BEGIN RECORDS SUPPLIED

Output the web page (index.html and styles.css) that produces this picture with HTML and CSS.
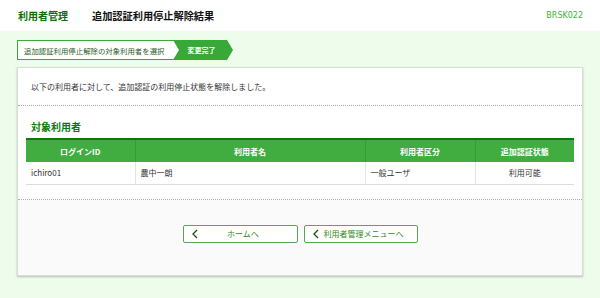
FILE: index.html
```html
<!DOCTYPE html>
<html lang="ja">
<head>
<meta charset="utf-8">
<title>追加認証利用停止解除結果</title>
<link rel="stylesheet" href="styles.css">
</head>
<body>
<header class="topbar">
  <span class="section-name">利用者管理</span>
  <span class="page-title">追加認証利用停止解除結果</span>
  <span class="screen-id">BRSK022</span>
</header>
<main class="main">
  <div class="steps">
    <div class="step step-done">追加認証利用停止解除の対象利用者を選択</div>
    <div class="step step-current">変更完了</div>
  </div>
  <div class="card">
    <div class="card-msg">以下の利用者に対して、追加認証の利用停止状態を解除しました。</div>
    <div class="card-body">
      <h2 class="heading">対象利用者</h2>
      <table class="users">
        <thead>
          <tr>
            <th class="c1">ログインID</th>
            <th class="c2">利用者名</th>
            <th class="c3">利用者区分</th>
            <th class="c4">追加認証状態</th>
          </tr>
        </thead>
        <tbody>
          <tr>
            <td>ichiro01</td>
            <td>農中一朗</td>
            <td>一般ユーザ</td>
            <td class="center">利用可能</td>
          </tr>
        </tbody>
      </table>
    </div>
    <div class="card-foot">
      <button class="btn btn-home" type="button"><svg class="chev" width="6" height="10" viewBox="0 0 6 10"><polyline points="5,1 1,5 5,9" fill="none" stroke="#1d4d1d" stroke-width="1.3"/></svg><span>ホームへ</span></button>
      <button class="btn btn-menu" type="button"><svg class="chev" width="6" height="10" viewBox="0 0 6 10"><polyline points="5,1 1,5 5,9" fill="none" stroke="#1d4d1d" stroke-width="1.3"/></svg><span>利用者管理メニューへ</span></button>
    </div>
  </div>
</main>
</body>
</html>
```
FILE: styles.css
```css
* { box-sizing: border-box; }
html, body { margin: 0; padding: 0; }
body {
  width: 600px;
  height: 298px;
  overflow: hidden;
  background: #eefdeb;
  font-family: "Noto Sans CJK JP", "Noto Sans", sans-serif;
  color: #333;
}
.topbar {
  height: 31px;
  background: #fff;
  display: flex;
  align-items: center;
  padding: 0 17px 0 18px;
}
.section-name {
  font-size: 10px;
  font-weight: bold;
  color: #0b6e0b;
  margin-right: 24px;
}
.page-title {
  font-size: 10.2px;
  font-weight: bold;
  color: #111;
}
.screen-id {
  margin-left: auto;
  color: #3cb03c;
  font-family: "DejaVu Sans", sans-serif;
  font-size: 8px;
}
.main {
  padding: 9px 17px 0 17px;
}
.steps {
  display: flex;
  height: 20px;
}
.step {
  display: flex;
  align-items: center;
  font-size: 7.4px;
  height: 20px;
}
.step-done {
  width: 162px;
  background: #fff;
  border: 1px solid #3ca83c;
  border-right: none;
  padding-left: 6px;
  color: #2a5a2a;
}
.step-current {
  width: 60px;
  margin-left: -6px;
  background: #38a838;
  color: #fff;
  font-weight: bold;
  font-size: 7px;
  justify-content: center;
  padding-right: 3px;
  clip-path: polygon(0 0, calc(100% - 6px) 0, 100% 50%, calc(100% - 6px) 100%, 0 100%, 6px 50%);
}
.card {
  margin-top: 7px;
  background: #fff;
  border: 1px solid #d8ddd6;
  box-shadow: 0 1px 2px rgba(60, 90, 60, 0.35);
}
.card-msg {
  height: 38px;
  display: flex;
  align-items: center;
  padding: 0 13px;
  font-size: 8px;
  color: #333;
  border-bottom: 1px dotted #aaa;
}
.card-body {
  padding: 14px 8px 14px 8px;
  border-bottom: 1px dotted #aaa;
}
.heading {
  margin: 0 0 4px 5px;
  font-size: 10px;
  line-height: 14px;
  font-weight: bold;
  color: #0b7a0b;
}
.users {
  width: 100%;
  border-collapse: collapse;
  font-size: 8px;
  table-layout: fixed;
}
.users th {
  background: #41ad41;
  color: #fff;
  font-weight: bold;
  height: 23px;
  border-top: 2px solid #0a7a0a;
  border-left: 1px solid #369a36;
  padding: 0;
  text-align: center;
}
.users th:first-child { border-left: none; }
.users td {
  height: 22px;
  padding: 0 5px;
  border-bottom: 1px solid #ddd;
  border-left: 1px solid #e4e4e4;
  color: #333;
}
.users td:first-child { border-left: none; }
.users .c1 { width: 109px; }
.users .c2 { width: 230px; }
.users .c3 { width: 110px; }
.users .c4 { width: 99px; }
.center { text-align: center; }
.card-foot {
  background: #fafafa;
  display: flex;
  justify-content: center;
  gap: 6px;
  padding: 25px 0 32px;
}
.btn {
  position: relative;
  height: 18px;
  background: #fff;
  border: 1.5px solid #55a855;
  border-radius: 2px;
  color: #2f8a1a;
  font-family: "Noto Sans CJK JP", "Noto Sans", sans-serif;
  font-size: 8px;
  display: flex;
  align-items: center;
  justify-content: center;
  padding: 0 0 0 6px;
  cursor: pointer;
}
.btn-home { width: 115px; }
.btn-menu { width: 114px; }
.chev {
  position: absolute;
  left: 8px;
  top: 3.5px;
}
```
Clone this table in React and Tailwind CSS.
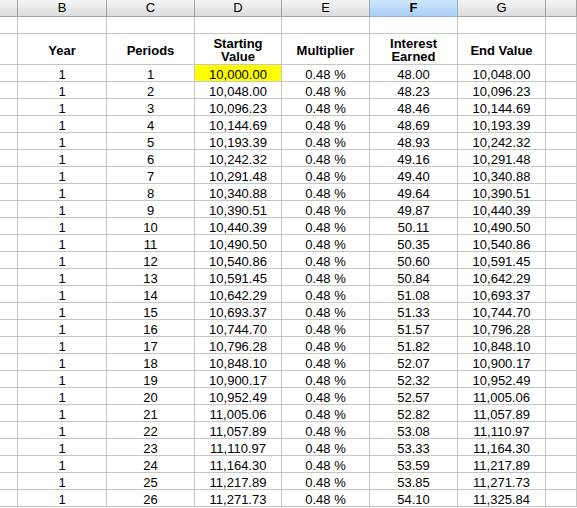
import React from "react";

const rows = [
  ["10,000.00", "48.00", "10,048.00"],
  ["10,048.00", "48.23", "10,096.23"],
  ["10,096.23", "48.46", "10,144.69"],
  ["10,144.69", "48.69", "10,193.39"],
  ["10,193.39", "48.93", "10,242.32"],
  ["10,242.32", "49.16", "10,291.48"],
  ["10,291.48", "49.40", "10,340.88"],
  ["10,340.88", "49.64", "10,390.51"],
  ["10,390.51", "49.87", "10,440.39"],
  ["10,440.39", "50.11", "10,490.50"],
  ["10,490.50", "50.35", "10,540.86"],
  ["10,540.86", "50.60", "10,591.45"],
  ["10,591.45", "50.84", "10,642.29"],
  ["10,642.29", "51.08", "10,693.37"],
  ["10,693.37", "51.33", "10,744.70"],
  ["10,744.70", "51.57", "10,796.28"],
  ["10,796.28", "51.82", "10,848.10"],
  ["10,848.10", "52.07", "10,900.17"],
  ["10,900.17", "52.32", "10,952.49"],
  ["10,952.49", "52.57", "11,005.06"],
  ["11,005.06", "52.82", "11,057.89"],
  ["11,057.89", "53.08", "11,110.97"],
  ["11,110.97", "53.33", "11,164.30"],
  ["11,164.30", "53.59", "11,217.89"],
  ["11,217.89", "53.85", "11,271.73"],
  ["11,271.73", "54.10", "11,325.84"],
];

const grid =
  "grid grid-cols-[18px_89px_88px_87px_88px_88px_88px_1fr]";

function Cell({ children, className = "" }) {
  return (
    <div
      className={
        "border-r border-b border-[#c6c6c6] flex items-end justify-center leading-[12px] " +
        className
      }
    >
      {children}
    </div>
  );
}

function HeadCell({ children, className = "" }) {
  return (
    <div
      className={
        "border-r border-b border-[#c6c6c6] flex flex-col items-center justify-center leading-[13px] pt-[2px] font-bold " +
        className
      }
    >
      {children}
    </div>
  );
}

export default function App() {
  const letters = ["", "B", "C", "D", "E", "F", "G", ""];
  return (
    <div
      className="w-[577px] h-[508px] overflow-hidden bg-white text-black text-[13px]"
      style={{ fontFamily: '"Liberation Sans", Arial, sans-serif' }}
    >
      {/* column letters */}
      <div className={grid + " h-[17px]"}>
        {letters.map((l, i) =>
          l === "F" ? (
            <div
              key={i}
              className="border-r border-b border-[#8fb3d9] bg-gradient-to-b from-[#cfe6fc] to-[#a8cff4] flex items-center justify-center font-bold leading-[16px]"
            >
              {l}
            </div>
          ) : (
            <div
              key={i}
              className="border-r border-b border-[#a3a3a3] bg-gradient-to-b from-[#f6f6f6] to-[#dcdcdc] flex items-center justify-center leading-[16px]"
            >
              {l}
            </div>
          )
        )}
      </div>
      {/* empty row */}
      <div className={grid + " h-[17px]"}>
        {letters.map((_, i) => (
          <Cell key={i} />
        ))}
      </div>
      {/* header row */}
      <div className={grid + " h-[31px]"}>
        <HeadCell />
        <HeadCell>Year</HeadCell>
        <HeadCell>Periods</HeadCell>
        <HeadCell>
          <span>Starting</span>
          <span>Value</span>
        </HeadCell>
        <HeadCell>Multiplier</HeadCell>
        <HeadCell>
          <span>Interest</span>
          <span>Earned</span>
        </HeadCell>
        <HeadCell>End Value</HeadCell>
        <HeadCell />
      </div>
      {rows.map((r, i) => (
        <div key={i} className={grid + " h-[17px]"}>
          <Cell />
          <Cell>1</Cell>
          <Cell>{i + 1}</Cell>
          <Cell className={i === 0 ? "bg-[#ffff00]" : ""}>{r[0]}</Cell>
          <Cell>0.48 %</Cell>
          <Cell>{r[1]}</Cell>
          <Cell>{r[2]}</Cell>
          <Cell />
        </div>
      ))}
    </div>
  );
}
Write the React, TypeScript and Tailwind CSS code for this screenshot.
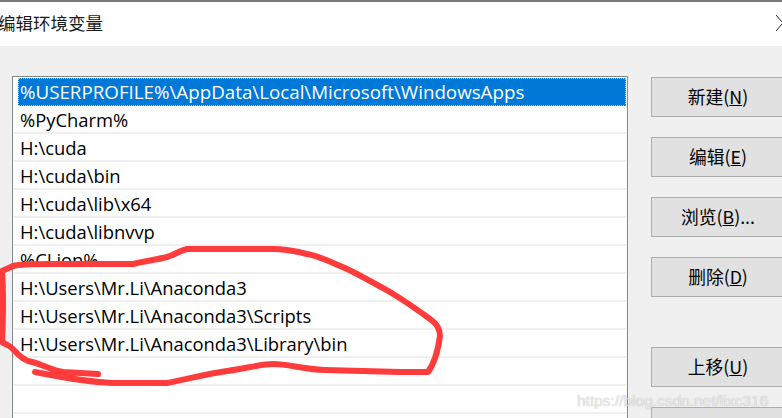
const paths = [
  "%USERPROFILE%\\AppData\\Local\\Microsoft\\WindowsApps",
  "%PyCharm%",
  "H:\\cuda",
  "H:\\cuda\\bin",
  "H:\\cuda\\lib\\x64",
  "H:\\cuda\\libnvvp",
  "%CLion%",
  "H:\\Users\\Mr.Li\\Anaconda3",
  "H:\\Users\\Mr.Li\\Anaconda3\\Scripts",
  "H:\\Users\\Mr.Li\\Anaconda3\\Library\\bin",
  "",
  "",
  "",
];

const buttons = [
  { label: "新建(", key: "N", tail: ")", gap: "mt-0" },
  { label: "编辑(", key: "E", tail: ")", gap: "mt-5" },
  { label: "浏览(", key: "B", tail: ")...", gap: "mt-5" },
  { label: "删除(", key: "D", tail: ")", gap: "mt-5" },
  { label: "上移(", key: "U", tail: ")", gap: "mt-[50px]" },
];

const App = () => {
  return (
    <div className="relative w-[782px] h-[418px] overflow-hidden bg-[#f0f0f0] font-['Open_Sans','Noto_Sans_CJK_SC',sans-serif] text-black">
      <div className="h-[2px] bg-[#7a7a7a]" />
      <div className="flex h-[44px] items-center justify-between bg-white">
        <span className="ml-[-2px] mb-[2px] text-[17.5px] font-['Noto_Sans_CJK_SC',sans-serif] text-[#1a1a1a]">
          编辑环境变量
        </span>
        <svg width="6" height="16" viewBox="0 0 6 16" className="mb-[3px]" fill="none" stroke="#222" strokeWidth="1">
          <path d="M0 0 L6 7 M6 9 L0 16" />
        </svg>
      </div>

      <div className="flex items-start pl-3 pt-[30px]">
        <div className="w-[616px] shrink-0 border border-[#828790] bg-white pl-[5px] pr-px pt-px">
          {paths.map((path, i) => (
            <div
              key={i}
              className={
                i === 0
                  ? "h-[28px] border border-dotted border-[#f0c080] bg-[#0078d7] pl-[1px] text-[18.75px] leading-[25px] text-white whitespace-nowrap"
                  : "ml-[-5px] h-[28px] border-b-2 border-[#f0f0f0] pl-[7px] text-[18.4px] leading-[28px] whitespace-nowrap"
              }
            >
              {path}
            </div>
          ))}
        </div>

        <div className="ml-[23px] w-[134px] shrink-0 pt-px">
          {buttons.map((b) => (
            <div
              key={b.key}
              className={`${b.gap} flex h-[40px] items-center justify-center border border-[#adadad] bg-[#e1e1e1] pb-[2px] text-[17.75px] font-['Noto_Sans_CJK_SC',sans-serif]`}
            >
              {b.label}
              <span className="underline">{b.key}</span>
              {b.tail}
            </div>
          ))}
          <div className="mt-5 h-[40px] border border-[#adadad] bg-[#e1e1e1]" />
        </div>
      </div>

      {/* red marker scribble drawn over the list */}
      <svg className="absolute left-0 top-0" width="782" height="418" fill="none" stroke="#ff3b3b" strokeWidth="6" strokeLinecap="round" strokeLinejoin="round">
        <path d="M35 372 C60 377 90 382 113 383 L167 383 C180 381 205 374 227 371 C245 369 260 364 273 364 C290 364 300 369 325 370 L400 372 L428 372 C434 364 438 350 440 336 C440 328 436 323 430 319 C415 308 400 298 390 292 C375 284 360 275 347 269 C330 262 320 256 307 254 C295 251 285 249 273 249 L187 249 C178 251 175 255 167 257 C155 260 145 261 133 264 L50 264 C30 264 20 264 13 266 L2 271 C3 285 3 320 2 342 C6 345 10 345 13 349 C18 354 20 358 28 361 C40 363 50 370 63 372 L98 374" />
      </svg>

      <span className="absolute left-[577px] top-[389px] text-[15.5px] font-['Liberation_Sans',sans-serif] text-white/70 [text-shadow:0_0_1px_rgba(90,90,90,0.5)]">
        https://blog.csdn.net/lixc316
      </span>
    </div>
  );
};

export default App;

END RECORDS SUPPLIED

Your copy should hold only the lines from the one containing "Clone this table in React and Tailwind CSS." through the one containing "import React from", word for word, with no pictures.

PROBLEM SOLUTION
Clone this table in React and Tailwind CSS.
import React from "react";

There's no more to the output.